To load a model from disk, use the
nflwin.model.WPModel.load_model()
class method. By default this
will load the standard model that comes bundled with pip installs of
NFLWin. Simply specify the filename
kwarg to load a non-standard
model.
Note
By default, models are saved to and loaded from the path given by
nflwin.model.WPModel.model_directory
, which by default is
located inside your NFLWin install.
Estimating Quality of Fit¶
When you care about measuring the probability of a classification model rather than getting a yes/no prediction it is challenging to estimate its quality. This is an area I’m actively looking to improve upon, but for now NFLWin does the following.

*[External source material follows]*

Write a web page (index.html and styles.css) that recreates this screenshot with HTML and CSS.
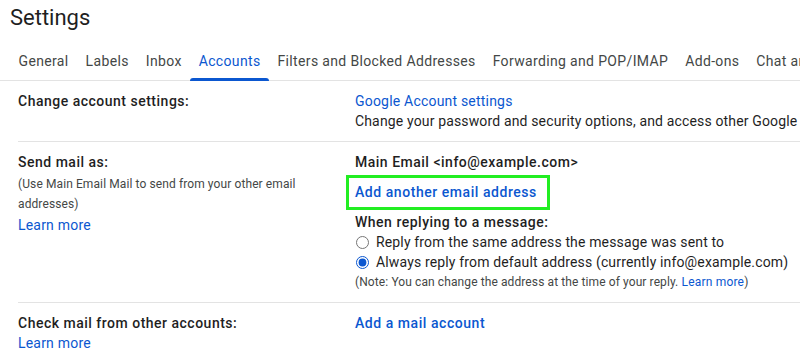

First, it takes the probabilities given by the model for each play in the
validation set, then produces a kernel density estimate (KDE) of all
the plays as well as just the ones that were predicted
correctly. The ratio of these two KDEs is the actual WP measured
from the test data set at a given predicted WP. While all of this is
measured in validate_model()
, you can plot
it for yourself by calling the
plot_validation()
method, which will
generate a plot like that shown on the home page.
From there NFLWin computes both the maximum deviation at any given
percentage and the total area between the estimated WP from the model
and what would be expected if the model was perfect - that’s what is
actually returned by
validate_model()
. This is obviously not
ideal given that it’s not directly estimating uncertainties in
the model, but it’s the best I’ve been able to come up with so far. If anyone
has an idea for how to do this better I would welcome it enthusiastically.